All binaries (1.5.3 up to 1.5.7) used the partclone version 0.2.89. Maybe thats the problem? The binaries from dev-branch where running on partclone 0.3.12.
-
@mp12 Do I get this right? Whichever kernel/init you use from one of the last releases 1.5.3 through to 1.5.7 all show fast deploy speeds?
-
That is correct.
-
@mp12 Perhaps, though I believe the same issue does not occur in Clonezilla which also uses partclone 0.3.
Their partclone commands are relatively similar to ours, though they include a specific Read Write buffer of
-z 10485760
(which is 10 times the default). That said, the default didn’t cause issues before, so it’s unlikely to cause issues now.A greated divergence between FOS and Clonezilla is that Clonezilla uses debian as a base for their live ISO, whereas we build a filesystem using Buildroot and kernel from source.
So more likely there is a problem introduced in that area, whether bug, config issues, or otherwise.
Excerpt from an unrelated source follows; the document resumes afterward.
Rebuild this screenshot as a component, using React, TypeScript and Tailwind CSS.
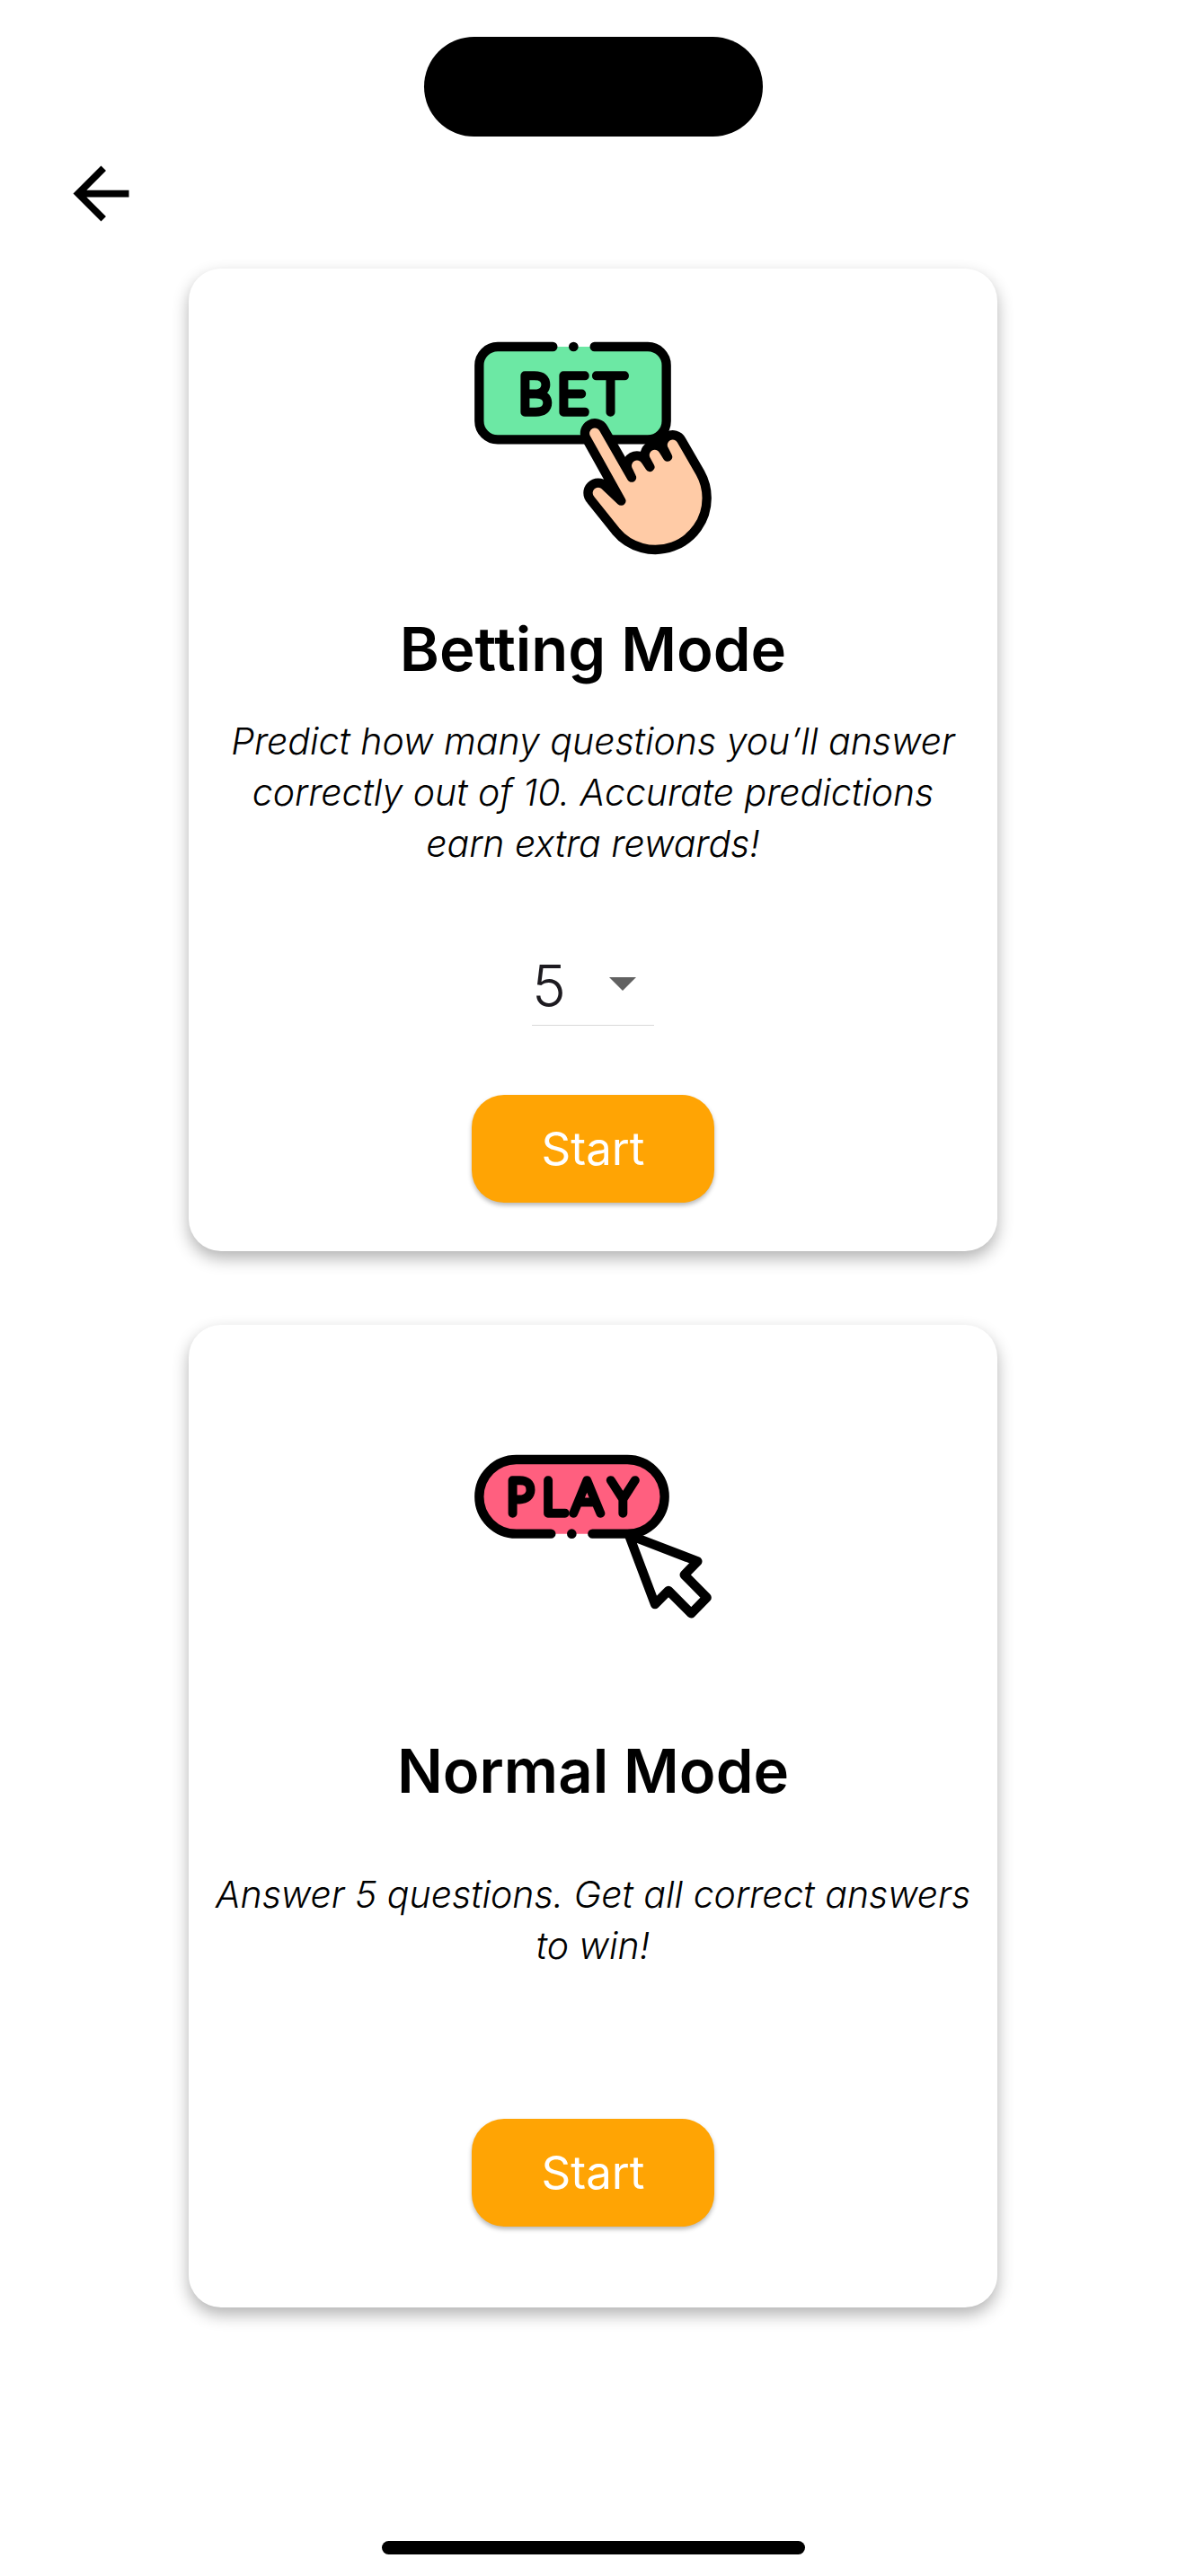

That all said, thank you for helping us narrow it down significantly already.
-
-
@Sebastian-Roth My apologies if this is too forward, but would the latest build with 0.3.13 be able to be installed by myself as well? I would love to test 0.3.13 to see if it fixes my slowness issue as well. I would gladly report back my findings.
-
@Sebastian-Roth Also if this doesn’t lead us to a solution, we could hack the inits and then “borrow” clonezilla’s partclone to see if there is any change in performance.
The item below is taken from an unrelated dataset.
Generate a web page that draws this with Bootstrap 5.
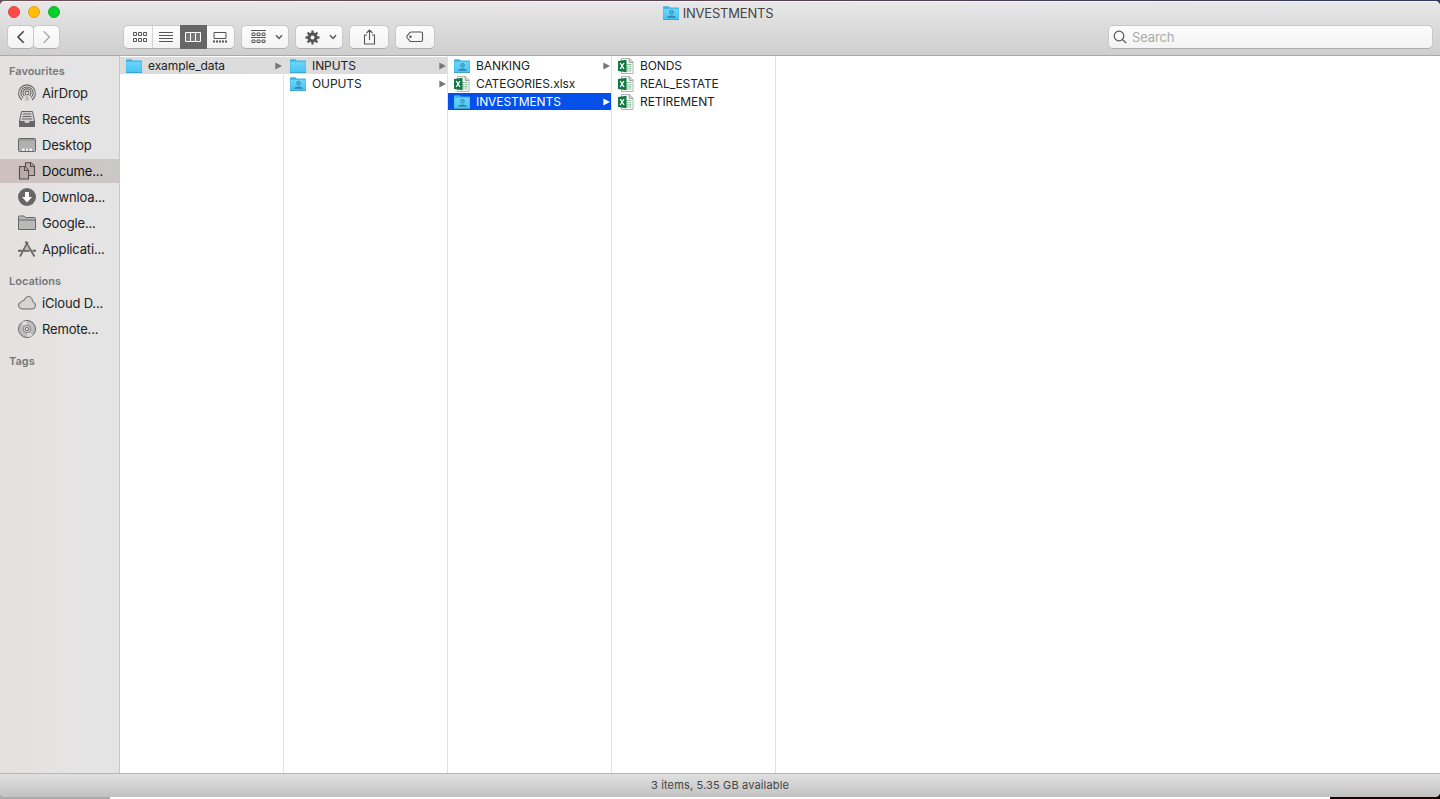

I have a 9020 here, let me dig it out and see if I can duplicate the results. Only to confirm I can create a broken system.
-
@rogalskij If you have an immediate need, you can install the 1.5.7 version of FOS (not FOG) to get the speed back today. Just grab the 1.5.7 binaries and extract the bzImage* and init*.xz files and drop them into /var/www/html/fog/service/ipxe directory and the pxe boot the target computer. Those binaries will run fine on FOG 1.5.7.102 or later. You can do that until the devs can get things sorted out. Just be aware that if you captured an image using 1.5.7.102 you can not deploy it with FOS 1.5.7.
-
@mp12 Ok, here we go. Please try this init: https://fogproject.org/inits/init_partclone_0.3.13.xz
Make sure you use the kernel delivered with the latest FOG
dev-branch
version. If you are unsure manually re-download here: https://fogproject.org/kernels/Kernel.TomElliott.4.19.101.64If the speed is high then we have ruled out the kernel (from dev-branch) and surely the partclone version 0.3.12 would cause the slowdown in your case. If it’s still slower than expected I would ask you to stick to the init_partclone_0.3.13.xz but go back to kernel from binaries1.5.7.zip. Slow or fast?
My apologies if this is too forward, but would the latest build with 0.3.13 be able to be installed by myself as well?
Sure you can but it’s way more complicated to explain right now then just build it for you. If it turns out to be the issue we might need to go ahead to 0.3.13 for the official binaries anyway.
-
@Sebastian-Roth Can confirm that after testing this in my environment with the new init (partclone 0.3.13) and the latest dev Kernel specified, things are back to fast again. Average in my environment was somewhere around 9/GB per minute.
-
@Quazz said in Slowdown Unicast and Multicast after upgrading FOG Server:
though they include a specific Read Write buffer of -z 10485760 (which is 10 times the default). That said, the default didn’t cause issues before, so it’s unlikely to cause issues now
It would be really interesting to know why they picked such a large write buffer. I wonder what problem were they trying to solve?? Or was this a hold over from a previous release of clonezilla using 0.2.98.
-
We are back on track!
Here a snapshot with dev-branch kernel and the new init_partclone_0.3.13.xz files. The image we are deploying was previosly captured with dev kernel an dev init.xz.At the moment we are also running a multicast with around 12Gb/min - 13GB/min. Maybe everything has even become a little faster.
Again great support and excellent work! Thank you guys! If there are further tests let us know.
-
@mp12 Looks good! I will update the official binaries tomorrow. Thanks for all the testing! Marking as solved.